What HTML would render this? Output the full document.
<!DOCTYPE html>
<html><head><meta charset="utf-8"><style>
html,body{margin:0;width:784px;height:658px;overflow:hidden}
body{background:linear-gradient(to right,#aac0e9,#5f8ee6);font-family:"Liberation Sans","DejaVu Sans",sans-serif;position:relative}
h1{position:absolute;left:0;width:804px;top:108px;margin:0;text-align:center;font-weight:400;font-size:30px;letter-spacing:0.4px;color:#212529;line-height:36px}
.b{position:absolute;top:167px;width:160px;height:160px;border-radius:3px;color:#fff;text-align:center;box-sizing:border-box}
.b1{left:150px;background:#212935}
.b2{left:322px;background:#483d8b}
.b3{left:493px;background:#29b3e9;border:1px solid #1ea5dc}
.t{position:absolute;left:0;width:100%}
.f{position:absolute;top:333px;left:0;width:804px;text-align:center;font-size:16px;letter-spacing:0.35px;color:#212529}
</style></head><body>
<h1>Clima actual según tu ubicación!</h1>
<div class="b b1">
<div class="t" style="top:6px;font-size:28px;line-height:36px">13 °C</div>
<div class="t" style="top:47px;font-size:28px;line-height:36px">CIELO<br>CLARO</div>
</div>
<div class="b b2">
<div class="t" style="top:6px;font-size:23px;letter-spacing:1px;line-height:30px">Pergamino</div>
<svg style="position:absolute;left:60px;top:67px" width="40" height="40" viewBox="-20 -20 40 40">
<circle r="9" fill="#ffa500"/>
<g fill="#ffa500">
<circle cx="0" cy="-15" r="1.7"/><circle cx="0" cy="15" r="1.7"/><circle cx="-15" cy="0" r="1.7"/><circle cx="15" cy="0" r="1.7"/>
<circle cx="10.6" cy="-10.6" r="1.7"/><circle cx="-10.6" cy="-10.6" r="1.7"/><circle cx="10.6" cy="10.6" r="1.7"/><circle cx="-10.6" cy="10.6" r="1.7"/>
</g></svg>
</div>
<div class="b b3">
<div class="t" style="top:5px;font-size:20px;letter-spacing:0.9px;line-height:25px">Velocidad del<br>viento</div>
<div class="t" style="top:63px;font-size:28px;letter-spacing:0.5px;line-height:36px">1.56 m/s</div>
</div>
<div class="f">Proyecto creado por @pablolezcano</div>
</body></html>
··········
Write down the full listing again, exactly.

RESULT BELOW.
What HTML would render this? Output the full document.
<!DOCTYPE html>
<html><head><meta charset="utf-8"><style>
html,body{margin:0;width:784px;height:658px;overflow:hidden}
body{background:linear-gradient(to right,#aac0e9,#5f8ee6);font-family:"Liberation Sans","DejaVu Sans",sans-serif;position:relative}
h1{position:absolute;left:0;width:804px;top:108px;margin:0;text-align:center;font-weight:400;font-size:30px;letter-spacing:0.4px;color:#212529;line-height:36px}
.b{position:absolute;top:167px;width:160px;height:160px;border-radius:3px;color:#fff;text-align:center;box-sizing:border-box}
.b1{left:150px;background:#212935}
.b2{left:322px;background:#483d8b}
.b3{left:493px;background:#29b3e9;border:1px solid #1ea5dc}
.t{position:absolute;left:0;width:100%}
.f{position:absolute;top:333px;left:0;width:804px;text-align:center;font-size:16px;letter-spacing:0.35px;color:#212529}
</style></head><body>
<h1>Clima actual según tu ubicación!</h1>
<div class="b b1">
<div class="t" style="top:6px;font-size:28px;line-height:36px">13 °C</div>
<div class="t" style="top:47px;font-size:28px;line-height:36px">CIELO<br>CLARO</div>
</div>
<div class="b b2">
<div class="t" style="top:6px;font-size:23px;letter-spacing:1px;line-height:30px">Pergamino</div>
<svg style="position:absolute;left:60px;top:67px" width="40" height="40" viewBox="-20 -20 40 40">
<circle r="9" fill="#ffa500"/>
<g fill="#ffa500">
<circle cx="0" cy="-15" r="1.7"/><circle cx="0" cy="15" r="1.7"/><circle cx="-15" cy="0" r="1.7"/><circle cx="15" cy="0" r="1.7"/>
<circle cx="10.6" cy="-10.6" r="1.7"/><circle cx="-10.6" cy="-10.6" r="1.7"/><circle cx="10.6" cy="10.6" r="1.7"/><circle cx="-10.6" cy="10.6" r="1.7"/>
</g></svg>
</div>
<div class="b b3">
<div class="t" style="top:5px;font-size:20px;letter-spacing:0.9px;line-height:25px">Velocidad del<br>viento</div>
<div class="t" style="top:63px;font-size:28px;letter-spacing:0.5px;line-height:36px">1.56 m/s</div>
</div>
<div class="f">Proyecto creado por @pablolezcano</div>
</body></html>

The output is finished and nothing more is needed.